» WRITTEN REQUEST:
Restate the whole listing word for word. Pictures are left out.

'''

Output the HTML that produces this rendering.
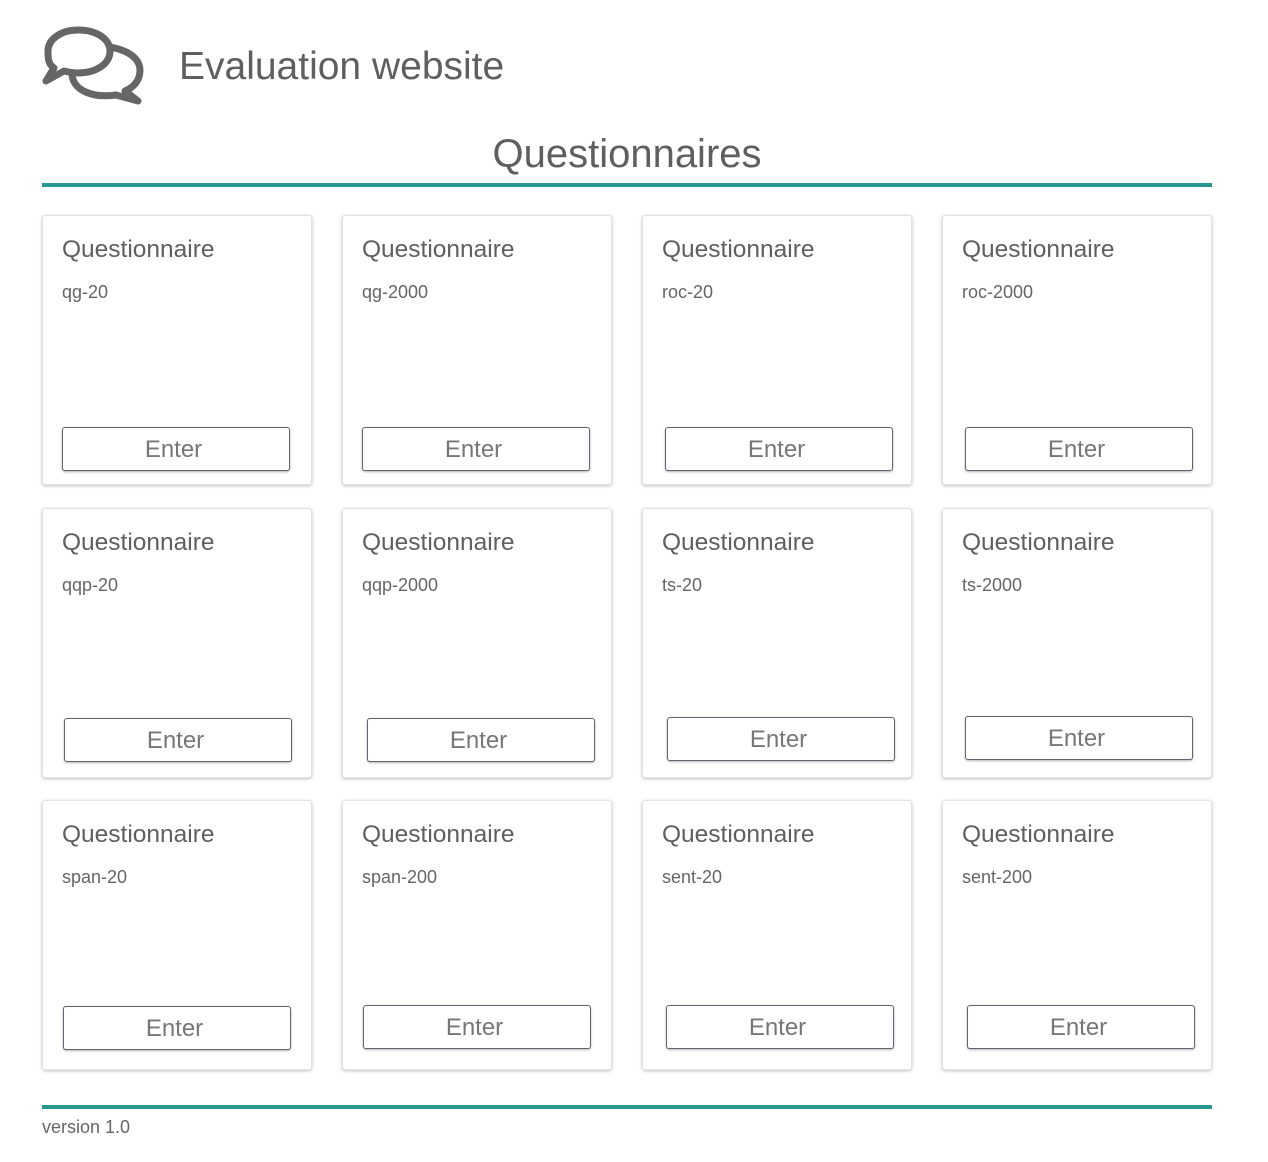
<!DOCTYPE html>
<html><head><meta charset="utf-8"><style>
body{margin:0;background:#fff;font-family:"Liberation Sans",sans-serif;color:#5f5f5f;}
.abs{position:absolute}
.card{position:absolute;width:268px;height:268px;border:1px solid #e3e3e3;border-radius:3px;box-shadow:0 1px 3px rgba(0,0,0,.25);background:#fff}
.card .t{position:absolute;left:19px;top:20px;font-size:24.5px;color:#5f5f5f}
.card .s{position:absolute;left:19px;top:66px;font-size:18px;color:#666}
.btn{position:absolute;width:226px;height:42px;border:1px solid #5e6470;border-radius:3px;box-shadow:0 1px 2px rgba(0,0,0,.3);background:#fff;font-size:24px;text-align:center;line-height:44px;color:#777;text-indent:-5px}
</style></head><body>
<svg class="abs" style="left:0;top:0" width="160" height="115">
<g fill="#fff" stroke="#666" stroke-width="7" stroke-linejoin="round">
<path d="M82 48 C110 42 140 52 140 70 C140 82 132 88 125 91 L138 101 L116 95 C95 98 70 92 72 70 Z"/>
<path d="M78 30 C98 30 110 40 110 51 C110 64 96 73 78 73 C72 73 68 72 64 71 L46 81 L54 68 C48 64 48 58 48 51 C48 40 60 30 78 30 Z"/>
</g></svg>
<div class="abs" style="left:179px;top:45px;font-size:39px;color:#5f5f5f">Evaluation website</div>
<div class="abs" style="left:0;width:1254px;top:132px;font-size:40px;text-align:center;color:#5f5f5f">Questionnaires</div>
<div class="abs" style="left:42px;top:183px;width:1170px;height:4px;background:#2a9690"></div>

<div class="card" style="left:42px;top:215px"><div class="t">Questionnaire</div><div class="s">qg-20</div></div>
<div class="card" style="left:342px;top:215px"><div class="t">Questionnaire</div><div class="s">qg-2000</div></div>
<div class="card" style="left:642px;top:215px"><div class="t">Questionnaire</div><div class="s">roc-20</div></div>
<div class="card" style="left:942px;top:215px"><div class="t">Questionnaire</div><div class="s">roc-2000</div></div>
<div class="card" style="left:42px;top:508px"><div class="t">Questionnaire</div><div class="s">qqp-20</div></div>
<div class="card" style="left:342px;top:508px"><div class="t">Questionnaire</div><div class="s">qqp-2000</div></div>
<div class="card" style="left:642px;top:508px"><div class="t">Questionnaire</div><div class="s">ts-20</div></div>
<div class="card" style="left:942px;top:508px"><div class="t">Questionnaire</div><div class="s">ts-2000</div></div>
<div class="card" style="left:42px;top:800px"><div class="t">Questionnaire</div><div class="s">span-20</div></div>
<div class="card" style="left:342px;top:800px"><div class="t">Questionnaire</div><div class="s">span-200</div></div>
<div class="card" style="left:642px;top:800px"><div class="t">Questionnaire</div><div class="s">sent-20</div></div>
<div class="card" style="left:942px;top:800px"><div class="t">Questionnaire</div><div class="s">sent-200</div></div>

<div class="btn" style="left:62px;top:427px">Enter</div>
<div class="btn" style="left:362px;top:427px">Enter</div>
<div class="btn" style="left:665px;top:427px">Enter</div>
<div class="btn" style="left:965px;top:427px">Enter</div>
<div class="btn" style="left:64px;top:718px">Enter</div>
<div class="btn" style="left:367px;top:718px">Enter</div>
<div class="btn" style="left:667px;top:717px">Enter</div>
<div class="btn" style="left:965px;top:716px">Enter</div>
<div class="btn" style="left:63px;top:1006px">Enter</div>
<div class="btn" style="left:363px;top:1005px">Enter</div>
<div class="btn" style="left:666px;top:1005px">Enter</div>
<div class="btn" style="left:967px;top:1005px">Enter</div>

<div class="abs" style="left:42px;top:1105px;width:1170px;height:4px;background:#2a9690"></div>
<div class="abs" style="left:42px;top:1117px;font-size:18px;color:#666">version 1.0</div>
</body></html>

'''

» SOLUTION:
Output the HTML that produces this rendering.
<!DOCTYPE html>
<html><head><meta charset="utf-8"><style>
body{margin:0;background:#fff;font-family:"Liberation Sans",sans-serif;color:#5f5f5f;}
.abs{position:absolute}
.card{position:absolute;width:268px;height:268px;border:1px solid #e3e3e3;border-radius:3px;box-shadow:0 1px 3px rgba(0,0,0,.25);background:#fff}
.card .t{position:absolute;left:19px;top:20px;font-size:24.5px;color:#5f5f5f}
.card .s{position:absolute;left:19px;top:66px;font-size:18px;color:#666}
.btn{position:absolute;width:226px;height:42px;border:1px solid #5e6470;border-radius:3px;box-shadow:0 1px 2px rgba(0,0,0,.3);background:#fff;font-size:24px;text-align:center;line-height:44px;color:#777;text-indent:-5px}
</style></head><body>
<svg class="abs" style="left:0;top:0" width="160" height="115">
<g fill="#fff" stroke="#666" stroke-width="7" stroke-linejoin="round">
<path d="M82 48 C110 42 140 52 140 70 C140 82 132 88 125 91 L138 101 L116 95 C95 98 70 92 72 70 Z"/>
<path d="M78 30 C98 30 110 40 110 51 C110 64 96 73 78 73 C72 73 68 72 64 71 L46 81 L54 68 C48 64 48 58 48 51 C48 40 60 30 78 30 Z"/>
</g></svg>
<div class="abs" style="left:179px;top:45px;font-size:39px;color:#5f5f5f">Evaluation website</div>
<div class="abs" style="left:0;width:1254px;top:132px;font-size:40px;text-align:center;color:#5f5f5f">Questionnaires</div>
<div class="abs" style="left:42px;top:183px;width:1170px;height:4px;background:#2a9690"></div>

<div class="card" style="left:42px;top:215px"><div class="t">Questionnaire</div><div class="s">qg-20</div></div>
<div class="card" style="left:342px;top:215px"><div class="t">Questionnaire</div><div class="s">qg-2000</div></div>
<div class="card" style="left:642px;top:215px"><div class="t">Questionnaire</div><div class="s">roc-20</div></div>
<div class="card" style="left:942px;top:215px"><div class="t">Questionnaire</div><div class="s">roc-2000</div></div>
<div class="card" style="left:42px;top:508px"><div class="t">Questionnaire</div><div class="s">qqp-20</div></div>
<div class="card" style="left:342px;top:508px"><div class="t">Questionnaire</div><div class="s">qqp-2000</div></div>
<div class="card" style="left:642px;top:508px"><div class="t">Questionnaire</div><div class="s">ts-20</div></div>
<div class="card" style="left:942px;top:508px"><div class="t">Questionnaire</div><div class="s">ts-2000</div></div>
<div class="card" style="left:42px;top:800px"><div class="t">Questionnaire</div><div class="s">span-20</div></div>
<div class="card" style="left:342px;top:800px"><div class="t">Questionnaire</div><div class="s">span-200</div></div>
<div class="card" style="left:642px;top:800px"><div class="t">Questionnaire</div><div class="s">sent-20</div></div>
<div class="card" style="left:942px;top:800px"><div class="t">Questionnaire</div><div class="s">sent-200</div></div>

<div class="btn" style="left:62px;top:427px">Enter</div>
<div class="btn" style="left:362px;top:427px">Enter</div>
<div class="btn" style="left:665px;top:427px">Enter</div>
<div class="btn" style="left:965px;top:427px">Enter</div>
<div class="btn" style="left:64px;top:718px">Enter</div>
<div class="btn" style="left:367px;top:718px">Enter</div>
<div class="btn" style="left:667px;top:717px">Enter</div>
<div class="btn" style="left:965px;top:716px">Enter</div>
<div class="btn" style="left:63px;top:1006px">Enter</div>
<div class="btn" style="left:363px;top:1005px">Enter</div>
<div class="btn" style="left:666px;top:1005px">Enter</div>
<div class="btn" style="left:967px;top:1005px">Enter</div>

<div class="abs" style="left:42px;top:1105px;width:1170px;height:4px;background:#2a9690"></div>
<div class="abs" style="left:42px;top:1117px;font-size:18px;color:#666">version 1.0</div>
</body></html>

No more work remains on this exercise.